Google has agreed to stop making transcripts of speech data picked up by its Google Assistant system in the European Union for at least the next three months, a German data-protection authority said Thursday.
The office of Johannes Caspar, who as Hamburg's commissioner for data protection acts as Germany's lead regulator of Google on privacy issues, said his authority received the assurance after opening proceedings against Google.
Based on recordings from whistleblowers, the media recently reported that Google's Home Speech Assistant was used to evaluate acoustic recordings by employees in order to optimize the speech recognition process. During these evaluations, employees of Google or of contracted companies listen to the voice recordings and transcribe them in order to analyze whether the recorded acoustic information wascorrectly processed by the AI system behind it.
As the whistleblowers'report has shown, the employees commissioned by Google were able to gather personal information -some of it sensitive -within the private and intimate sphere of the persons concerned from the recorded conversations. In addition, a not inconsiderable portion of the recordings were done due to incorrect activation. Against this background, the Hamburg Commissioner for Data Protection and Freedom of Information (HmbBfDI) initiated an administrative procedure to prohibit Google from carrying out corresponding evaluations by employees or third parties for the period of three months.
Google said to the HmbBfDI in the course of these administrative proceedings that transcriptions of voice recordings will no longer be carried out at present and for at least three months from 1 August 2019. This covers all of the EU. In this respect, the HmbBfDI invided the competent authorities for other providers of speech assistance systems, such as Apple or Amazon, to also swiftly review the implementation of appropriate measures.

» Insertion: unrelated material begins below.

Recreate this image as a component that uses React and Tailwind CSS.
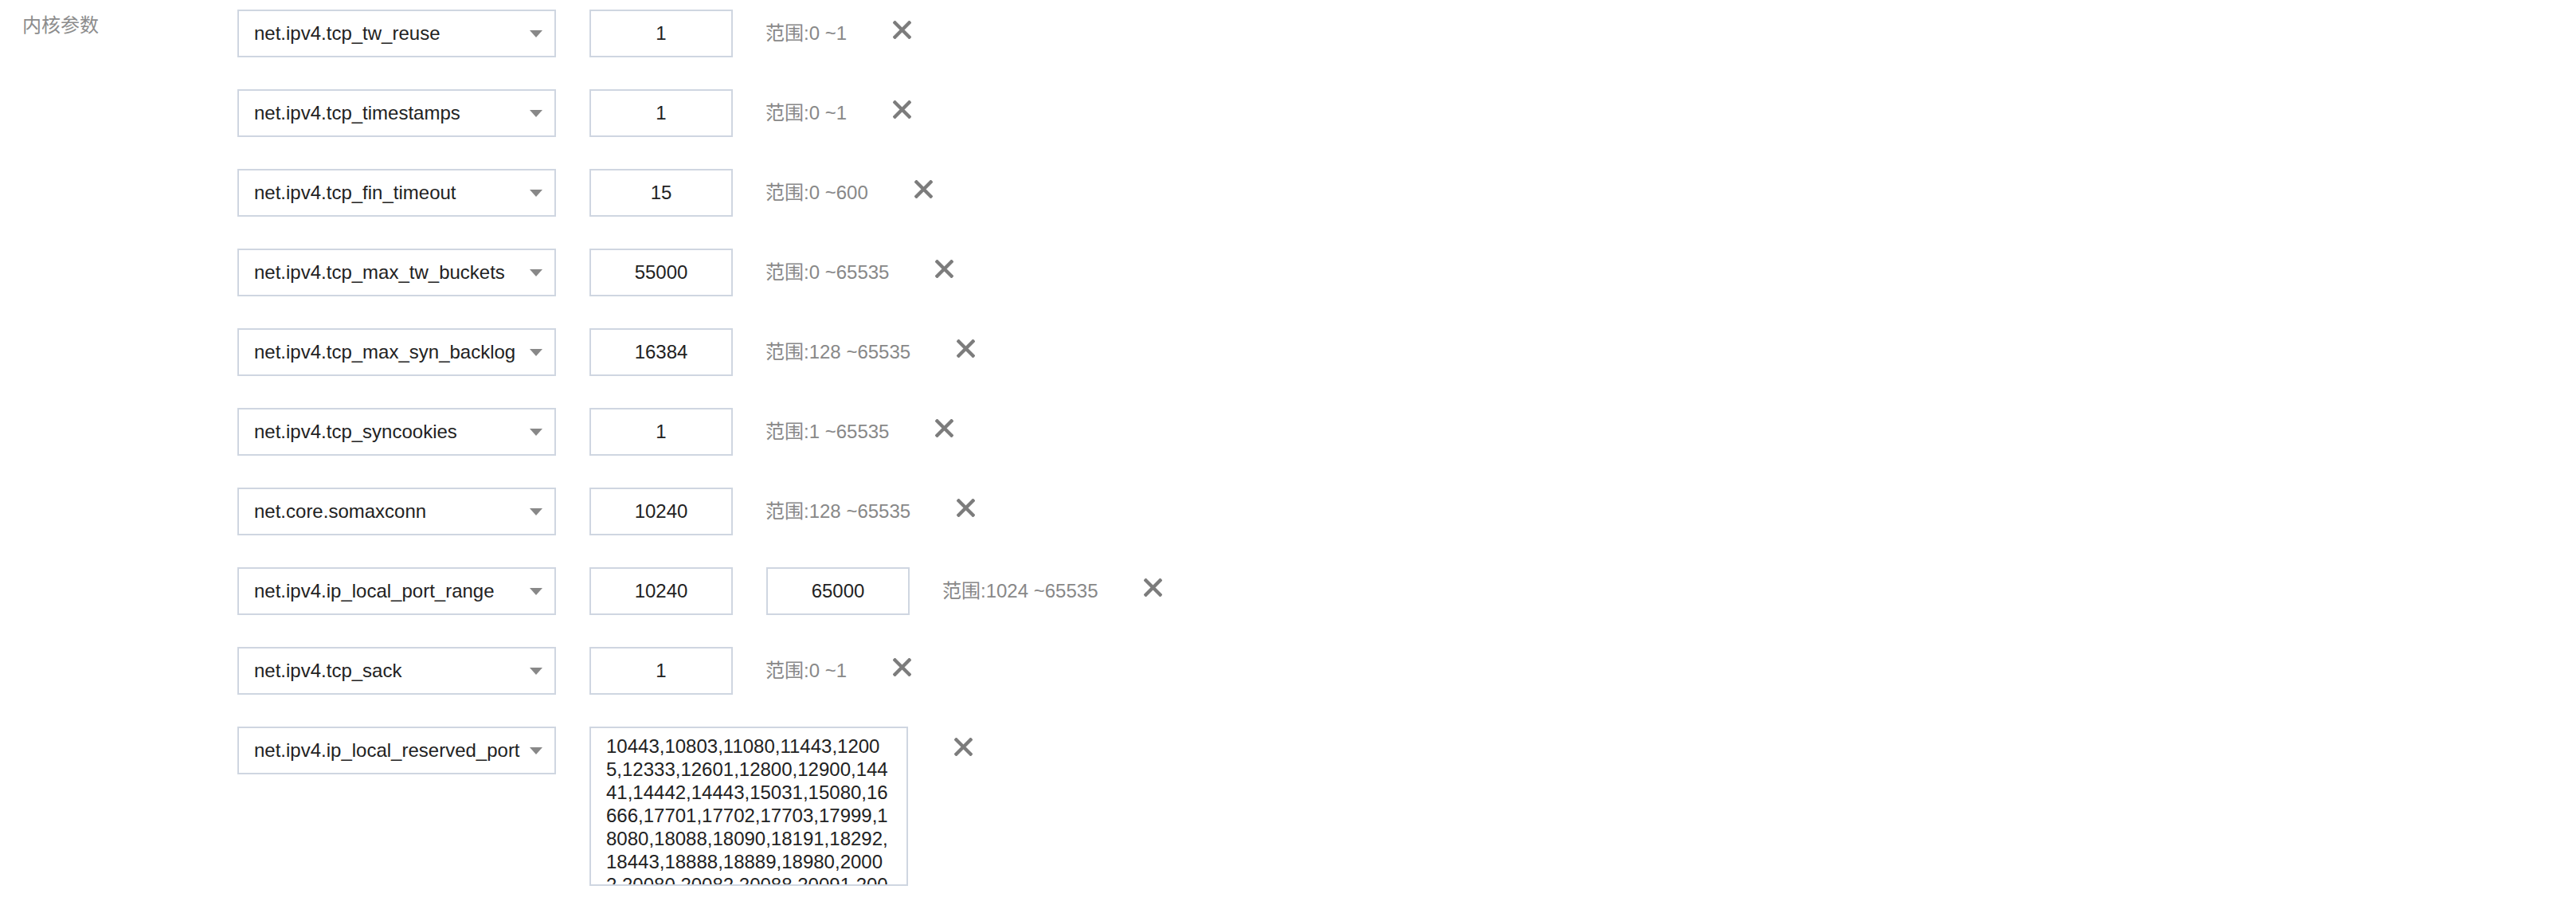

Caspar said there are "currently significant doubts" as to whether the use of Google Assistant complies with EU data-protection law. His office said that, while authorities in Ireland — where Google's European operation is headquartered — take the lead on such matters, EU data protection law allows authorities in other member countries to take action for a maximum of three months if there is an "urgent need to act" to protect people's rights and freedoms.
Apple said on Thursday it was also suspending its global internal program for “grading” a portion of user Siri commands after some consumers raised concerns about the program.
The Cupertino, California-based technology giant employs people that listen to less than 1% of Siri commands in order to improve the voice-based digital assistant.
“We are committed to delivering a great Siri experience while protecting user privacy,” Apple said in a statement. “While we conduct a thorough review, we are suspending Siri grading globally. Additionally, as part of a future software update, users will have the ability to choose to participate in grading.”